Особую роль играет сравнение инструментов с их местом в зале. Если в экспозиции есть схема посадки оркестра, пюпитры, дирижерский пульт, фрагменты партий, история обретает объем. Зритель улавливает, что оркестр — искусство дистанции и согласования. Один инструмент раскрывается вблизи, другой работает на дальний ряд, третий нужен для короткого удара по общему настроению. Даже молчаливое присутствие ударных на выставке меняет восприятие: тарелки, малый барабан, литавры, треугольник напоминают, что оркестр строится не только на мелодии, но и на импульсе, ритме, вспышке, угрозе, марше, танце.
Для меня особенно ценны выставки, где рядом с предметом есть след его звучания: нотный фрагмент, запись одной фразы, указание на тип оркестровой задачи. Тогда зритель связывает внешний облик инструмента с его драматической функцией. Кларнет уже не просто деревянная трубка с клапанами, а носитель мягкой тени или нервного движения. Валторна уже не просто изогнутый металл, а голос дали, охоты, тревоги, памяти. Виолончель уже не просто крупный струнный корпус, а человеческая глубина в середине оркестрового дыхания.

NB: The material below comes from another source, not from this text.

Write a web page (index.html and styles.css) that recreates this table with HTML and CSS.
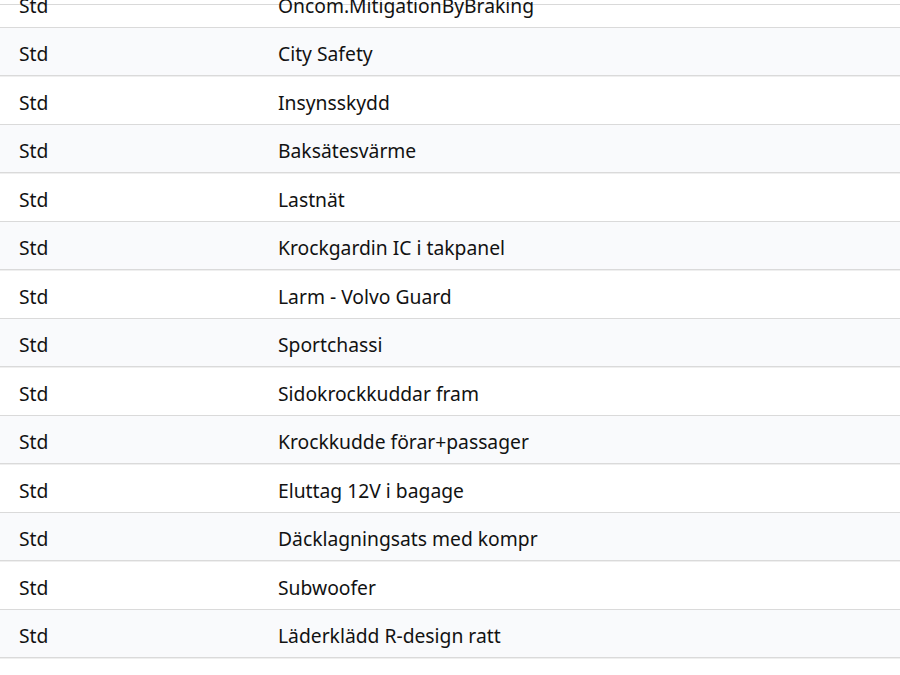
FILE: index.html
```html
<!DOCTYPE html>
<html lang="sv">
<head>
<meta charset="utf-8">
<title>Utrustning</title>
<link rel="stylesheet" href="styles.css">
</head>
<body>
<div class="frame">
  <div class="table">
    <div class="row"><div class="c1">Std</div><div class="c2">Oncom.MitigationByBraking</div></div>
    <div class="row"><div class="c1">Std</div><div class="c2">City Safety</div></div>
    <div class="row"><div class="c1">Std</div><div class="c2">Insynsskydd</div></div>
    <div class="row"><div class="c1">Std</div><div class="c2">Baksätesvärme</div></div>
    <div class="row"><div class="c1">Std</div><div class="c2">Lastnät</div></div>
    <div class="row"><div class="c1">Std</div><div class="c2">Krockgardin IC i takpanel</div></div>
    <div class="row"><div class="c1">Std</div><div class="c2">Larm - Volvo Guard</div></div>
    <div class="row"><div class="c1">Std</div><div class="c2">Sportchassi</div></div>
    <div class="row"><div class="c1">Std</div><div class="c2">Sidokrockkuddar fram</div></div>
    <div class="row"><div class="c1">Std</div><div class="c2">Krockkudde förar+passager</div></div>
    <div class="row"><div class="c1">Std</div><div class="c2">Eluttag 12V i bagage</div></div>
    <div class="row"><div class="c1">Std</div><div class="c2">Däcklagningsats med kompr</div></div>
    <div class="row"><div class="c1">Std</div><div class="c2">Subwoofer</div></div>
    <div class="row wm-row"><div class="c1">Std</div><div class="c2">Läderklädd R-design ratt</div><span class="watermark">KLARAVIK</span></div>
    <div class="row"><div class="c1">Std</div><div class="c2">Farthållare</div></div>
  </div>
</div>
</body>
</html>
```

FILE: styles.css
```css
html, body {
  margin: 0;
  padding: 0;
  background: #ffffff;
  overflow: hidden;
}
body {
  font-family: "Noto Sans", "Open Sans", sans-serif;
  font-size: 19.3px;
  color: #121212;
}
.frame {
  margin-top: 4px;
  border-top: 1px solid #d9d9d9;
}
.table {
  margin-top: -26px;
}
.row {
  position: relative;
  display: flex;
  align-items: center;
  height: 41.5px;
  padding-top: 6px;
  border-bottom: 1px solid #dadada;
  box-shadow: 0 1px 0 #efefef;
  line-height: 26px;
}
.row:nth-child(even) {
  background: #f9fafc;
}
.c1 {
  width: 278px;
  padding-left: 19px;
  box-sizing: border-box;
  flex: none;
}
.c2 {
  flex: 1;
}
.watermark {
  position: absolute;
  left: 625px;
  top: 3px;
  font-family: "Liberation Sans", sans-serif;
  font-weight: 700;
  font-size: 46px;
  letter-spacing: 2px;
  color: rgba(0, 0, 0, 0.012);
  line-height: 46px;
}
```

Хорошая выставка не льстит предмету. Она не превращает инструмент в драгоценность под стеклом, оторванную от труда музыканта. Напротив, она возвращает ему биографию. Через это зритель узнает и биографию оркестра: путь от небольшого ансамбля к сложному звуковому организму, рост технической требовательности, расширение палитры, борьбу за баланс между силой и прозрачностью.
История оркестра в музейном пространстве читается глазами раньше, чем ушами. Сначала зритель замечает контуры, размеры и материалы, потом мысленно собирает ансамбль, а уже после дорисовывает звук. В этом и сила таких выставок. Они рассказывают о музыке через вещь, о времени — через ремесло, о коллективе — через устройство каждого голоса. И когда человек выходит из зала, он уносит с собой не набор названий, а ясное ощущение того, что оркестр вырос из множества точных человеческих решений, заключенных в дереве, металле, коже и тишине перед первым взмахом дирижерской руки.